Au-delà des personnalités de premier plan, l’UDI compte bon nombre de parlementaires et d’élus locaux : 29 députés, 28 sénateurs, 5 députés européens, 105 conseillers régionaux et 9 présidents de conseils généraux. Via ses élus, la formation centriste s’assure donc les relais de terrain nécessaires et les forces militantes indispensables à tout parti ambitieux.

Le parti de l’anti-droitisation

Le 9 octobre dernier, Jean-Louis Borloo, en réaction aux polémiques provoquées par Jean-François Copé[2], déclarait « Si on crée l’UDI, c’est bien parce que notre vision de la société n’est pas exactement celle-là et c’est le moins que l’on puisse dire ».  La droitisation de l’UMP, initiée par Nicolas Sarkozy sur les conseils du très controversé Patrick Buisson, ouvre progressivement une fenêtre de tir à l’UDI. Ainsi, en juin dernier un sondage BVA pour Orange, L’Express et France Inter révélait que six Français sur dix considéraient que les idées de l’UMP étaient proches de celle du FN contre seulement 27% en 1997.

En jouant sur les plates-bandes du FN, en mettant au cœur du débat les questions identitaires, les dirigeants de l’UMP ne répondent pas aux attentes économiques des sympathisants :  selon ces derniers, c’est principalement sur la question de la réduction de la dette et des déficits publics que l’UMP devrait s’exprimer (52% contre 27% sur la question de la lutte contre l’immigration clandestine selon un sondage du  JDD paru en août dernier.

Dans ce contexte, l’UDI, bien qu’alliée de l’UMP, peut jouer un véritable rôle d’opposition.  La droitisation   de l’UMP lui offrirait un boulevard. Et le scénario d’accords FN-UMP aux élections municipales de 2014, constituerait objectivement une opportunité pour s’imposer comme principale force de droite.
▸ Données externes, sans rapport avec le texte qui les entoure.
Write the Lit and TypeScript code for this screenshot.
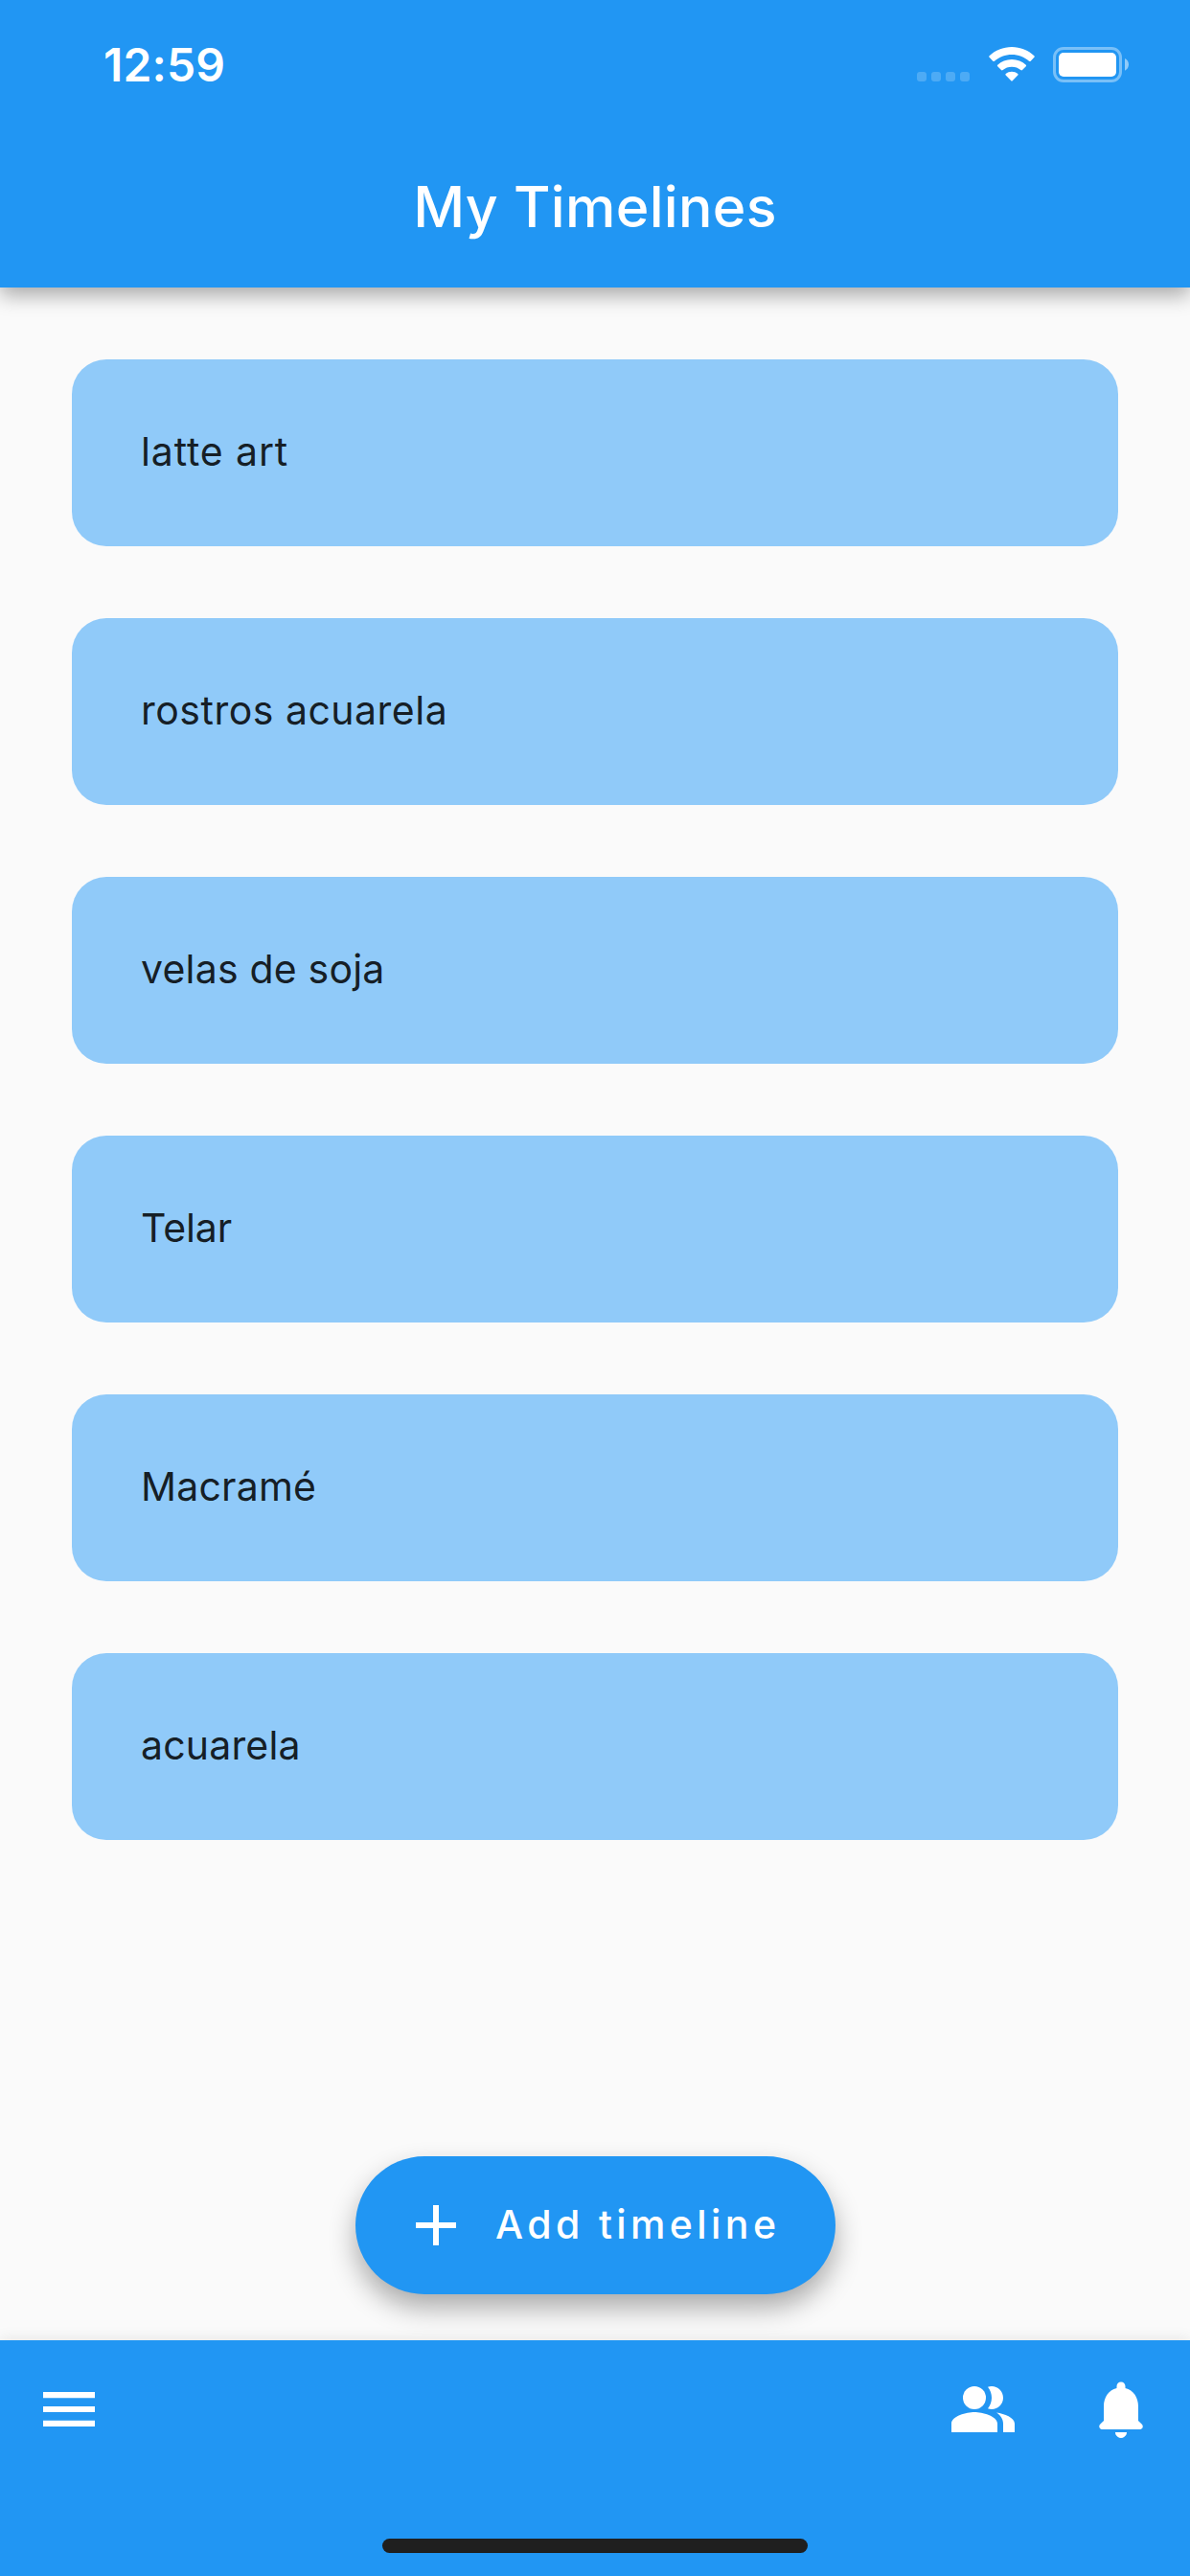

Un réservoir de gauche à ne pas négliger

Dans sa dernière livraison, BVA donne 44% de bonnes opinions à François Hollande en tant que président de la République et 46% à Jean-Marc Ayrault en tant que Premier ministre. Ajoutez à cela 36% des Français qui considèrent que l’UMP ferait mieux contre 27% moins bien que la gauche et vous obtenez un gouvernement en grande difficulté depuis la rentrée. L’espérance qui entourait François Hollande au moment de son élection semble avoir enfanté un « flop » qui déçoit bon nombre de ses électeurs.

A ceux-ci s’ajoutent les partisans déçus de François Bayrou. Suite à l’élection présidentielle, de nombreux militants remettent en cause leur soutien au leader du MoDem. Par exemple, Alain Dolium, tête de liste aux élections régionales en Ile-de-France en 2010 a rejoint les rangs de l’UDI. Bref, la machine qui devait permettre à François Bayrou de devenir un jour président est aujourd’hui à l’agonie. Une agonie tellement palpable que l’ancien député des Pyrénées-Atlantiques lui-même a évoqué un rapprochement avec Jean-Louis Borloo.

Et pourtant, l’UDI souffre de nombreuses faiblesses

Si l’UDI a, a priori, une belle fenêtre politique qui s’ouvre sur un échiquier très mouvant, elle souffre de faiblesses auxquelles elle doit forcément remédier pour peser à l’avenir.

Sa première faiblesse est la plus facile à corriger. Pour le moment, l’UDI a choisi une entrée par la petite porte. Un bruit médiatique restreint, quelques déclarations d’opposition à la gauche ou à l’UMP mais une notoriété qui reste à construire et qui est aujourd’hui si  faible que le nom UDI n’est pour le moment pas encore testée par les instituts dans leur question de proximité partisane, le Nouveau Centre représentant encore le centre-droit.

Deuxième faiblesse, la plus paradoxale : Jean-Louis Borloo. Le leader de l’UDI est ces dernières années l’une des personnalités politiques les plus populaires. Mais cette popularité est fragile. Dans un sondage Ipsos pour France 2 d’avril 2011, 72% des Français le trouvaient sympathique, 52% plutôt sincère, 50% plutôt compétent mais seuls 19% déclaraient qu’il avait la stature d’un président de la République. A un moment où sa candidature était incertaine, seulement 30% des Français souhaitaient qu’il se présente.

 Enfin, en choisissant de s’allier à l’UMP, l’UDI risque bien souvent de ménager son allié. En son sein, seule Rama Yade, éternelle rebelle du Sarkozysme semble capable de réussir des sorties médiatiques plaçant véritablement l’UDI dans la bataille politique. Après la gauche molle incarnée selon beaucoup par François Hollande, l’UDI risque bien d’incarner un centre-droit mou fait de coalitions, de faits politiques souterrains. Il s’agira pour l’UDI d’être rapidement identifié par les Français comme un parti fort d’opposition à la gauche mais aussi à l’UMP lorsque ses positions s’éloignent des siennes : un jeu compliqué et risqué en vue des élections intermédiaires déterminantes pour les premières années du parti.



[1] Rama Yade n’a pas été testée depuis juillet 2011

[2] Suite à la publication de son livre « Manifeste pour une droite décomplexée » évoquant le racisme anti-blanc, J-F Copé a provoqué une levée de bouclier d’une grande partie de la classe politique. Quelques jours plus tard, lors d’un discours, il relate l’anecdote d’un enfant s’étant vu retirer son pain au chocolat pour cause de ramadan.